Some of the exceptionally newsworthy policy statements include the FTC’s statements on its Section 5 unfair methods of competition authority, deceptive practices on gig workers, and restrictions on the repair of products. Another important policy statement comes from the CFPB detailing its abusiveness authority.
A meme best exemplifies the interest of Biden Administration enforcement officials in policy statements.
The policy statements released by the Biden Administration are notable for their often extensive references and discussions of current scholarship, evidence, existing jurisprudence, and legislative history of the law granting the agency enforcement power - all of which is done to anchor the agency’s actions to Congress’s legislative mandate. The best example showcasing the difference between policy statements issued in the Biden Administration compared to previous administrations is by comparing the FTC’s 2015 policy statement on its unfair methods of competition authority with the 2022 policy statement.
The 2015 statement is merely one page long and contains three main points. First, the statement says the FTC’s enforcement will/should promote (the unduly narrow and dubious) consumer welfare standard. Second, the FTC stated it would be guided by the rule of reason when challenging conduct, which, as the data clearly shows, is effectively a demarcation of per se legality. Lastly, the statement says that the FTC will restrict its enforcement to the Sherman and Clayton Acts and generally not enforce its “unfair methods of competition” authority “on a standalone basis.” Given that the FTC’s unfair methods of competition authority is one of its primary tools to police corporate conduct, the statement was clearly an abdication of the agency’s mission and totally out of line with the legislative history and mandate of the Federal Trade Commission Act.
To give a sense of the scale of the statement’s brevity, here is the relevant text of the 2015 statement.
The 2022 statement, on the other hand, is sixteen pages long, contains extensive references to the purpose of the agency, and provides a historical background for its enforcement powers. The statement also clearly repudiates the ideas expressed in the 2015 policy statement by declaring the agency’s unfair methods of competition authority (as Congress intended and as the Supreme Court has clearly authorized) goes beyond the acts prohibited by the Sherman and Clayton Acts and implicitly recognizes that the consumer welfare standard is wrong and the antitrust laws have a much broader purpose. More uniquely, however, the 2022 statement details example situations where the agency would consider an enforcement action and the legal burdens on the violators to justify their conduct.
A similar situation is present with the Consumer Financial Protection Bureau's policy statement prohibition of abusive acts or practices in the financial services industry. The original policy statement, released in 2020, unduly restricted the agency’s enforcement authority, and the new one seeks to take advantage of the full breadth of the powers Congress gave the agency.
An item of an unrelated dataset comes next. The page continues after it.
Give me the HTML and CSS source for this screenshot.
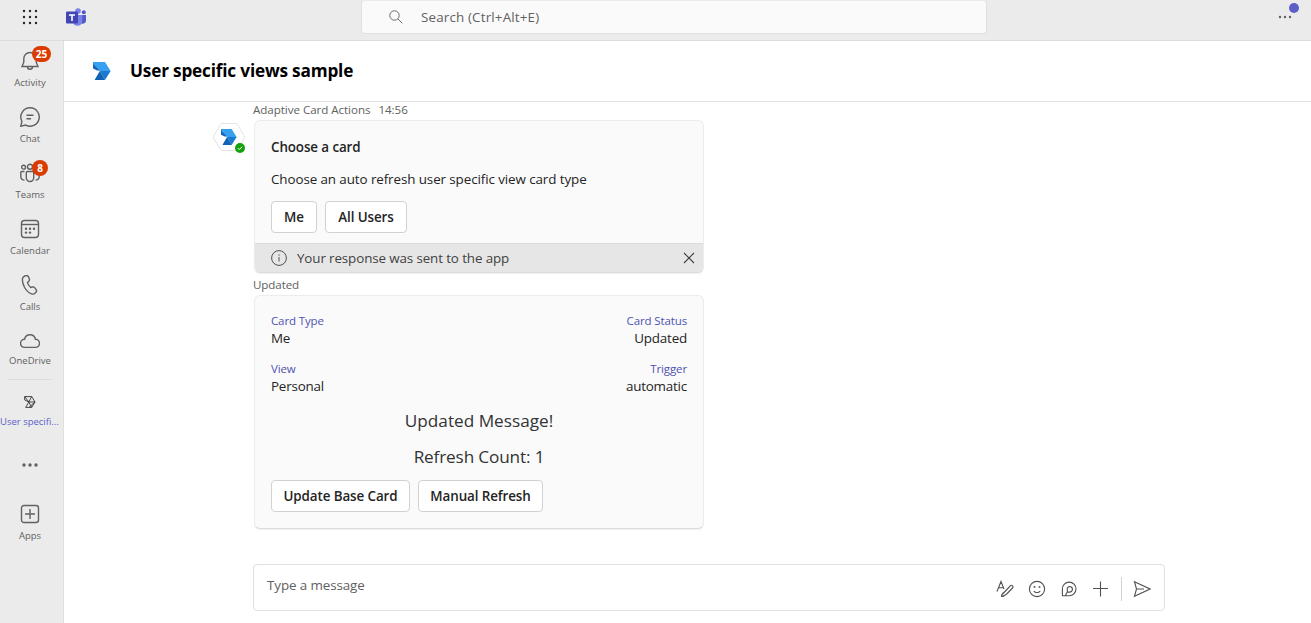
FILE: index.html
```html
<!DOCTYPE html>
<html lang="en">
<head>
<meta charset="utf-8">
<title>User specific views sample</title>
<link rel="stylesheet" href="styles.css">
</head>
<body>
<svg class="defs" width="0" height="0">
  <defs>
    <symbol id="app-logo" viewBox="0 0 18 18">
      <path fill="#37a0f1" d="M0 0h12L17.600 9H6.800L0 1.500z"/>
      <path fill="#1466b8" d="M0 1.500v5L4.200 8.500H6.800z"/>
      <path fill="#1a7ad2" d="M6.800 9h10.800L12 18z"/>
      <path fill="#1062b3" d="M6.800 9L1.600 18H12z"/>
    </symbol>
  </defs>
</svg>
<div class="app">
  <header class="topbar">
    <svg class="waffle" width="16" height="16" viewBox="0 0 16 16" fill="#242424">
      <circle cx="2" cy="2" r="1.200"/><circle cx="8" cy="2" r="1.200"/><circle cx="14" cy="2" r="1.200"/>
      <circle cx="2" cy="8" r="1.200"/><circle cx="8" cy="8" r="1.200"/><circle cx="14" cy="8" r="1.200"/>
      <circle cx="2" cy="14" r="1.200"/><circle cx="8" cy="14" r="1.200"/><circle cx="14" cy="14" r="1.200"/>
    </svg>
    <svg class="teams-logo" width="20" height="19" viewBox="0 0 20 19">
      <circle cx="17.800" cy="4.200" r="2" fill="#5059c9"/>
      <path d="M14 7h6v5.500a3.300 3.300 0 0 1-5 2.800z" fill="#5059c9"/>
      <circle cx="12" cy="3" r="2.800" fill="#7b83eb"/>
      <path d="M7 7h9.300v6.200a4.800 4.800 0 0 1-9.300 1.400z" fill="#7b83eb"/>
      <rect x="0" y="3.500" width="12" height="12" rx="1" fill="#4047b5"/>
      <path d="M3 7h6M6 7v6" stroke="#fff" stroke-width="1.600" fill="none"/>
    </svg>
    <div class="search">
      <svg width="14" height="14" viewBox="0 0 14 14" fill="none" stroke="#6a6a6a"><circle cx="5.500" cy="5.500" r="4.700"/><path d="M9 9l4.300 4.300"/></svg>
      <span class="search-text">Search (Ctrl+Alt+E)</span>
    </div>
    <div class="more">
      <svg width="14" height="4" viewBox="0 0 14 4" fill="#616161"><circle cx="2" cy="2" r="1.200"/><circle cx="7" cy="2" r="1.200"/><circle cx="12" cy="2" r="1.200"/></svg>
      <span class="more-dot"></span>
    </div>
  </header>
  <div class="workspace">
    <nav class="rail">
      <div class="rail-item">
        <svg class="icon" viewBox="0 0 20 20"><path d="M10 1.500a6.200 6.200 0 0 0-6.200 6.200v3.500L2 15.500h16l-1.800-4.300V7.700A6.200 6.200 0 0 0 10 1.500zM7.500 15.800a2.500 2.500 0 0 0 5 0"/></svg>
        <span class="badge badge-wide">25</span>
        <span class="label">Activity</span>
      </div>
      <div class="rail-item">
        <svg class="icon" viewBox="0 0 20 20"><path d="M10 .8a9.200 9.200 0 1 1-4.300 17.300L.8 19.200l1.100-4.900A9.200 9.200 0 0 1 10 .8zM6.500 8.200h7M6.500 11.700h4.500"/></svg>
        <span class="label">Chat</span>
      </div>
      <div class="rail-item">
        <svg class="icon" viewBox="0 0 20 20"><circle cx="3.600" cy="4.200" r="1.900"/><circle cx="10" cy="3.700" r="2.500"/><circle cx="16.400" cy="4.200" r="1.900"/><path d="M7.500 8.500h5q1.200 0 1.200 1.200v5.100a3.700 3.700 0 0 1-7.400 0V9.700q0-1.200 1.200-1.200zM4.500 8.500H2Q.8 8.500.8 9.700v4A3.500 3.500 0 0 0 4.500 17.100M15.500 8.500H18q1.200 0 1.200 1.200v4a3.500 3.500 0 0 1-3.700 3.400"/></svg>
        <span class="badge">8</span>
        <span class="label">Teams</span>
      </div>
      <div class="rail-item">
        <svg class="icon" viewBox="0 0 20 20"><rect x="1.500" y="1.500" width="17" height="17" rx="3"/><path d="M1.500 5.500h17"/><g class="dots"><circle cx="6" cy="9.700" r="1.200"/><circle cx="10" cy="9.700" r="1.200"/><circle cx="14" cy="9.700" r="1.200"/><circle cx="6" cy="13.600" r="1.200"/><circle cx="10" cy="13.600" r="1.200"/></g></svg>
        <span class="label">Calendar</span>
      </div>
      <div class="rail-item">
        <svg class="icon" viewBox="0 0 20 20"><path d="M4.700 1L6 .6q1.700-.3 2.400 1.200l.9 2q.5 1.400-.5 2.400L7.500 7.500q.4 2.400 3.200 5l1.800-.5q1.400-.4 2.300.8l1.300 1.800q1 1.500-.2 2.700l-.9.9q-1.400 1.300-3.400.7Q7.500 17.500 4.600 12.500 1.900 7.500 2.500 3.600 2.900 1.600 4.700 1z"/></svg>
        <span class="label">Calls</span>
      </div>
      <div class="rail-item rail-item-onedrive">
        <svg class="icon" viewBox="0 0 20 20"><path d="M4.600 8.200A5.500 5.500 0 0 1 15.400 8.200 4.100 4.100 0 0 1 15.400 16.400H4.600A4.100 4.100 0 0 1 4.600 8.200z"/></svg>
        <span class="label">OneDrive</span>
      </div>
      <div class="rail-item rail-item-custom">
        <svg class="custom-icon" width="12" height="12" viewBox="0 0 12 12"><path d="M.7.6h7L11 6 7.700 11.400h-6L4.800 6 .7 4zM.7.6L4.800 6H11L5 11.400M7.700.6L4.800 6l2.900 5.400"/></svg>
        <span class="label label-custom">User specifi...</span>
      </div>
      <svg class="rail-more" width="16" height="4" viewBox="0 0 16 4"><circle cx="2" cy="2" r="1.700"/><circle cx="8" cy="2" r="1.700"/><circle cx="14" cy="2" r="1.700"/></svg>
      <div class="rail-item rail-item-apps">
        <svg class="icon" viewBox="0 0 20 20"><rect x="1.500" y="1.500" width="17" height="17" rx="2.500"/><path d="M10 5v10M5 10h10"/></svg>
        <span class="label">Apps</span>
      </div>
    </nav>
    <main class="main">
      <div class="chat-header">
        <svg width="18" height="18"><use href="#app-logo"/></svg>
        <h1 class="chat-title">User specific views sample</h1>
      </div>
      <div class="chat">
        <div class="message">
          <div class="meta"><span class="author">Adaptive Card Actions</span><span class="time">14:56</span></div>
          <div class="avatar">
            <svg width="32" height="28" viewBox="0 0 32 28"><path d="M9 .5h14q1 0 1.500 1L31 12.500q.6 1.500 0 3L24.500 26.500q-.5 1-1.500 1H9q-1 0-1.500-1L1 15.500q-.6-1.500 0-3L7.500 1.500Q8 .5 9 .5z" fill="#fff" stroke="#e3e3e3"/><use href="#app-logo" x="8" y="6" width="16" height="16"/></svg>
            <svg class="presence" width="10" height="10" viewBox="0 0 10 10"><circle cx="5" cy="5" r="5" fill="#13a10e"/><path d="M2.800 5.100l1.500 1.500 2.900-2.900" fill="none" stroke="#fff"/></svg>
          </div>
          <section class="card">
            <div class="card-body">
              <h2 class="card-title">Choose a card</h2>
              <p class="card-text">Choose an auto refresh user specific view card type</p>
              <div class="actions"><button class="btn btn-me">Me</button><button class="btn btn-all">All Users</button></div>
            </div>
            <div class="notice">
              <svg width="16" height="16" viewBox="0 0 16 16" fill="none" stroke="#505050"><circle cx="8" cy="8" r="7.400"/><path d="M8 7v4.500M8 4.300v1.400"/></svg>
              <span class="notice-text">Your response was sent to the app</span>
              <svg class="close" width="12" height="12" viewBox="0 0 12 12" fill="none" stroke="#424242" stroke-width="1.100"><path d="M1 1l10 10M11 1L1 11"/></svg>
            </div>
          </section>
        </div>
        <div class="updated">Updated</div>
        <section class="card card-status">
          <div class="fact-row">
            <div class="fact"><span class="fact-name">Card Type</span><span class="fact-value">Me</span></div>
            <div class="fact fact-right"><span class="fact-name">Card Status</span><span class="fact-value">Updated</span></div>
          </div>
          <div class="fact-row">
            <div class="fact"><span class="fact-name">View</span><span class="fact-value">Personal</span></div>
            <div class="fact fact-right"><span class="fact-name">Trigger</span><span class="fact-value">automatic</span></div>
          </div>
          <p class="big">Updated Message!</p>
          <p class="big big-count">Refresh Count: 1</p>
          <div class="actions"><button class="btn btn-update">Update Base Card</button><button class="btn btn-manual">Manual Refresh</button></div>
        </section>
        <div class="composer">
          <span class="placeholder">Type a message</span>
          <div class="tools">
            <svg width="18" height="18" viewBox="0 0 18 18"><path d="M1 11.500L5 1.500l3 7.500M2.500 7.800h5M8.500 12l5.800-6.200a1.500 1.500 0 0 1 2.200 2.200L10.700 14 7 16.500l-1.500-.2.300-1.500zM8.500 12l-2.300 1.600M6 16.500l2-1"/></svg>
            <svg width="18" height="18" viewBox="0 0 18 18"><circle cx="9" cy="9" r="7.600"/><path d="M5.800 11.200a4 4 0 0 0 6.400 0"/><g class="dots"><circle cx="6.500" cy="7" r="1"/><circle cx="11.500" cy="7" r="1"/></g></svg>
            <svg width="18" height="18" viewBox="0 0 18 18"><path d="M2.400 15.700V9A6.800 6.800 0 1 1 9 15.700zM5.500 15.500q.5-1.800 1.800-3.300V8.200a2.700 2.700 0 1 1 2.300 3.900H7.300"/></svg>
            <svg width="18" height="18" viewBox="0 0 18 18"><path d="M8.500 1.500v15M1 8.500h15"/></svg>
            <span class="tool-divider"></span>
            <svg width="18" height="18" viewBox="0 0 18 18"><path d="M1.500 1.700L17 9 1.500 16.300 3.500 9zM3.500 9h7.500"/></svg>
          </div>
        </div>
      </div>
    </main>
  </div>
</div>
</body>
</html>
```
FILE: styles.css
```css
* { box-sizing: border-box; }
body, h1, h2, p { margin: 0; }
body { font-family: "Open Sans", "Noto Sans", sans-serif; font-size: 13.4px; color: #242424; background: #fff; overflow: hidden; }
.defs { display: block; }
svg { flex: none; display: block; }
span, p, h1, h2, button { white-space: nowrap; }
.app { height: 623px; display: flex; flex-direction: column; }
.topbar { height: 41px; flex: none; display: flex; align-items: flex-start; background: #ebebeb; border-bottom: 1px solid #dcdcdc; }
.waffle { margin: 9px 0 0 22px; }
.teams-logo { margin: 8px 0 0 28px; }
.search { margin-left: 275px; width: 626px; height: 34px; display: flex; align-items: center; gap: 18px; padding-left: 27px; background: #fafafa; border: 1px solid #e0e0e0; border-top-color: #ebebeb; border-radius: 4px; color: #616161; }
.search-text { letter-spacing: .16px; }
.more { position: relative; margin: 15px 0 0 291px; }
.more-dot { position: absolute; left: 11px; top: -12px; width: 10px; height: 10px; border-radius: 50%; background: #5b5fc7; }
.workspace { flex: 1; display: flex; min-height: 0; }
.rail { width: 64px; flex: none; background: #ebebeb; border-right: 1px solid #dfdfdf; padding: 10px 3px 0 0; display: flex; flex-direction: column; align-items: center; }
.rail-item { position: relative; width: 60px; height: 56px; display: flex; flex-direction: column; align-items: center; gap: 6px; color: #616161; }
.icon { width: 20px; height: 20px; fill: none; stroke: #616161; stroke-width: 1.4; }
.dots { fill: #616161; stroke: none; }
.label { font-size: 9.5px; line-height: 12px; }
.badge { position: absolute; left: 32px; top: -3px; width: 16px; height: 16px; border-radius: 8px; background: #da3b01; color: #fff; font-size: 10px; font-weight: 700; line-height: 16px; text-align: center; }
.badge-wide { width: 19px; top: -5px; }
.rail-item-onedrive { height: 49px; gap: 4px; }
.rail-item-custom { height: 78px; gap: 8px; padding-top: 16px; }
.rail-item-custom::before { content: ""; position: absolute; top: -1px; left: 8px; width: 44px; height: 1px; background: #dcdcdc; }
.custom-icon { fill: none; stroke: #333; stroke-width: .9; }
.label-custom { color: #5b5fc7; align-self: flex-start; }
.rail-more { fill: #616161; margin-top: 5px; }
.rail-item-apps { margin-top: 37px; }
.main { flex: 1; display: flex; flex-direction: column; }
.chat-header { height: 61px; flex: none; display: flex; align-items: center; gap: 19px; padding-left: 29px; border-bottom: 1px solid #e0e0e0; }
.chat-title { font-size: 17.2px; font-weight: 700; color: #000; letter-spacing: -.18px; padding-bottom: 2px; }
.chat { padding-left: 189px; width: 1101px; display: flex; flex-direction: column; }
.message { display: grid; grid-template-columns: 450px; position: relative; }
.meta { height: 18px; display: flex; gap: 8px; line-height: 16px; font-size: 11.6px; letter-spacing: -.05px; color: #616161; }
.avatar { position: absolute; left: -40px; top: 21px; }
.presence { position: absolute; left: 22px; top: 20px; }
.card { width: 450px; margin-left: 1px; background: #fafafa; border: 1px solid #ececec; border-bottom-color: #dcdcdc; border-radius: 6px; overflow: hidden; box-shadow: 0 1px 1px #00000010; }
.card-body { height: 122px; padding: 16px; }
.card-title { font-size: 13.4px; line-height: 20px; font-weight: 600; letter-spacing: -.1px; }
.card-text { line-height: 20px; margin-top: 12px; letter-spacing: -.09px; }
.actions { display: flex; gap: 8px; }
.card-body .actions { margin-top: 12px; }
.btn { height: 32px; padding: 0; font: 600 13.4px "Open Sans", sans-serif; letter-spacing: -.1px; color: #242424; background: #fff; border: 1px solid #d1d1d1; border-radius: 4px; }
.btn-me { width: 46px; }
.btn-all { width: 82px; }
.btn-update { width: 139px; }
.btn-manual { width: 125px; }
.notice { height: 29px; display: flex; align-items: center; gap: 10px; padding: 0 8px 0 16px; background: #e6e6e6; border-top: 1px solid #dcdcdc; color: #424242; }
.notice-text { letter-spacing: -.12px; padding-bottom: 1px; }
.close { margin-left: auto; }
.updated { height: 22px; line-height: 24px; font-size: 11.6px; letter-spacing: -.1px; color: #616161; }
.card-status { height: 234px; padding: 16px 16px 0; }
.fact-row { display: flex; justify-content: space-between; height: 48px; }
.fact { display: flex; flex-direction: column; }
.fact-right { align-items: flex-end; }
.fact-name { font-size: 11.5px; line-height: 18px; letter-spacing: -.12px; color: #4f52b2; }
.fact-value { line-height: 16px; letter-spacing: -.2px; }
.big { font-size: 17.2px; line-height: 24px; text-align: center; margin-bottom: 12px; color: #333; }
.fact-row + .big { margin-top: 1px; }
.big-count { letter-spacing: -.15px; }
.card-status .actions { margin-top: -1px; }
.composer { margin-top: 35px; width: 912px; height: 47px; display: flex; justify-content: space-between; border: 1px solid #e0e0e0; border-radius: 4px; padding: 0 13px; color: #616161; }
.placeholder { line-height: 41px; letter-spacing: -.1px; }
.tools { display: flex; align-items: center; gap: 14px; padding-top: 2px; }
.tools svg { fill: none; stroke: #505050; stroke-width: 1.1; }
.tool-divider { width: 1px; height: 24px; background: #d1d1d1; margin: 0 -3px; }
```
Biden administration officials have also enacted policy statements on novel enforcement topics. Such actions not only open potentially new litigation, which would itself create jurisprudence applying the law in new ways, but such actions are clear signals that Biden’s enforcers are willing and are actively trying to push interpretations of the law to enhance protections for workers and create fairer markets. Two policy statements from the FTC highlight these observations. The FTC released a policy statement on how restrictions on product repairability and how practices affecting gig workers can be unfair methods of competition or be an unfair or deceptive practice.
Biden’s policy statements, however, are not strong as they could have been. For example, concerning the FTC’s new policy statement on its unfair methods of competition authority, the agency failed to provide bright line indicators, either the use of certain methods of competition or market share thresholds, which would trigger an enforcement action. Including policies like bright lines provides the clearest notice possible to the public of what conduct will be litigated.
Policy Statements Have Real Limitations; Enforcement and Rulemakings Should be the Biden Administrations Priority
Policy statements are not a perfect mechanism to effectuate antitrust policy - indeed, far from it. There are at least four main limitations. First, as stated above, a policy statement does not create new legal obligations on the public. Thus, while an agency can sue a party for violations of the law, it cannot sue a party for violating a policy statement. Policy statements, in other words, do not create binding obligations on the public and only detail how the agency will enforce the law, what circumstances the agency considers to initiate an enforcement action, and how it interprets the underlying law.
Second, policy statements can be quickly rescinded in future administrations. Similar to what Biden officials have done, nothing prevents new agency leaders from rescinding policy statements and publishing new ones expressing new enforcement priorities or interpretations of existing law.
Third, policy statements also take time to be fully accepted by the public and, more importantly for antitrust purposes, the courts. As detailed above concerning the merger guidelines, historically, courts have shown significant deference to policy statements due to their expertise and mission to enforce the law in the public interest. The problem is that it takes time for the courts to accept what the agency has done. In other words, the longer it takes for an agency to publish a new policy statement, the less impact it will have on the administration seeking to change the underlying jurisprudence. This situation currently affects the new merger guidelines the DOJ and FTC are working on, which after more than a year, have yet to be published. By the time the new merger guidelines are released, there will be little time left in Biden’s first term to bring enforcement actions advancing its goals. Undoubtedly the antitrust agencies will try their hardest, but they will have to move quickly.
Last, policy statements still have to generally work within the limitations of what the controlling law is and the agency’s limited budget.
While policy statements are important and Biden’s agency officials have done exceptionally admirable work, given the limitations and the number already enacted, Biden enforcement officials should now completely divert resources to enforcement and rulemakings, which will have more staying power should there be a change in administration in the next presidential election.